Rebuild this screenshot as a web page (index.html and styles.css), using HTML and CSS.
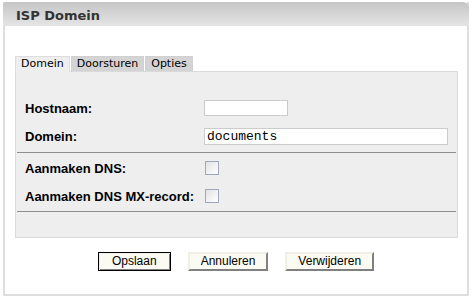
FILE: index.html
```html
<!DOCTYPE html>
<html>
<head>
<meta charset="utf-8">
<link rel="stylesheet" href="styles.css">
</head>
<body>
<div class="frame">
  <div class="header">ISP Domein</div>
  <div class="content">
    <div class="tabs">
      <div class="tab active">Domein</div>
      <div class="tab">Doorsturen</div>
      <div class="tab">Opties</div>
    </div>
    <div class="panel">
      <div class="row">
        <label class="label">Hostnaam:</label>
        <div class="field"><input class="text short" type="text" value=""></div>
      </div>
      <div class="row">
        <label class="label">Domein:</label>
        <div class="field"><input class="text long" type="text" value="documents"></div>
      </div>
      <div class="sep sep-first"></div>
      <div class="row">
        <label class="label">Aanmaken DNS:</label>
        <div class="field"><input class="check" type="checkbox"></div>
      </div>
      <div class="row">
        <label class="label">Aanmaken DNS MX-record:</label>
        <div class="field"><input class="check" type="checkbox"></div>
      </div>
      <div class="sep sep-last"></div>
    </div>
    <div class="buttons">
      <button class="btn default">Opslaan</button>
      <button class="btn">Annuleren</button>
      <button class="btn">Verwijderen</button>
    </div>
  </div>
</div>
</body>
</html>
```

FILE: styles.css
```css
html, body {
  margin: 0;
  padding: 0;
  background: #ffffff;
}

body {
  font-family: "Liberation Sans", Arial, sans-serif;
  color: #000;
}

.frame {
  margin: 2px 3px 0 3px;
  width: 466px;
  height: 294px;
  box-sizing: border-box;
  border: 2px solid #dedede;
  border-top: 0;
}

.header {
  margin: 0 -2px;
  height: 24px;
  box-sizing: border-box;
  padding: 3px 0 0 13px;
  line-height: 21px;
  font-family: "DejaVu Sans", Verdana, sans-serif;
  font-weight: bold;
  font-size: 13px;
  color: #333;
  background: linear-gradient(#c5c5c5, #e5e5e5);
  border-radius: 3px 6px 0 0;
}

.content {
  padding: 30px 9px 0 10px;
}

.tabs {
  display: flex;
  background: linear-gradient(#dadada, #dadada) left bottom / 100% 1px no-repeat;
}

.tab {
  font-family: "DejaVu Sans", Verdana, sans-serif;
  font-size: 11px;
  line-height: 14px;
  padding: 0 5px;
  margin-right: 1px;
  background: #d4d4d4;
  border: 1px solid #d0d0d0;
  border-bottom: 1px solid #dadada;
  color: #000;
}

.tab.active {
  background: #eeeeee;
  border-color: #dcdcdc;
  border-bottom-color: #eeeeee;
}

.panel {
  background: #eeeeee;
  border: 1px solid #dadada;
  border-top: 0;
  padding: 22px 0 25px 0;
}

.row {
  display: grid;
  grid-template-columns: 179px 1fr;
  align-items: center;
  height: 28px;
  padding-left: 9px;
}

.label {
  font-family: "Liberation Sans", Arial, sans-serif;
  font-weight: bold;
  font-size: 13px;
  color: #000;
  white-space: nowrap;
}

.field {
  display: flex;
  align-items: center;
}

.text {
  box-sizing: border-box;
  margin: 0;
  border: 1px solid #cccccc;
  background: #ffffff;
  font-family: "Liberation Mono", "Courier New", monospace;
  font-size: 13px;
  padding: 0 2px;
  color: #000;
  outline: none;
}

.text.short {
  width: 84px;
  height: 16px;
}

.text.long {
  width: 244px;
  height: 17px;
}

.check {
  -webkit-appearance: none;
  appearance: none;
  box-sizing: border-box;
  width: 14px;
  height: 14px;
  margin: 0 0 0 1px;
  border: 1px solid #9fa8b8;
  background: linear-gradient(135deg, #e2e2e2, #ffffff);
}

.sep {
  height: 1px;
  background: #8e8e8e;
  margin: 0 1px;
}

.sep-first {
  margin-top: 2px;
  margin-bottom: 1px;
}

.sep-last {
  margin-top: 1px;
}

.buttons {
  display: flex;
  justify-content: center;
  gap: 17px;
  margin-top: 14px;
  padding-right: 1px;
}

.btn {
  box-sizing: border-box;
  height: 19px;
  margin: 0;
  padding: 0 11px;
  font-family: "Liberation Sans", Arial, sans-serif;
  font-size: 12px;
  line-height: 15px;
  color: #000;
  background: #fbfbf3;
  border: 2px solid;
  border-color: #f0efe6 #808080 #808080 #f0efe6;
}

.btn.default {
  border: 1px solid #000;
  box-shadow: inset 1px 1px 0 #f0efe6, inset -1px -1px 0 #808080;
  padding: 0 13px;
}
```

EXERCISE OBJECTIVE => Collect from the data above every line that includes "index".

COMPLETE ANSWER =>
Rebuild this screenshot as a web page (index.html and styles.css), using HTML and CSS.
FILE: index.html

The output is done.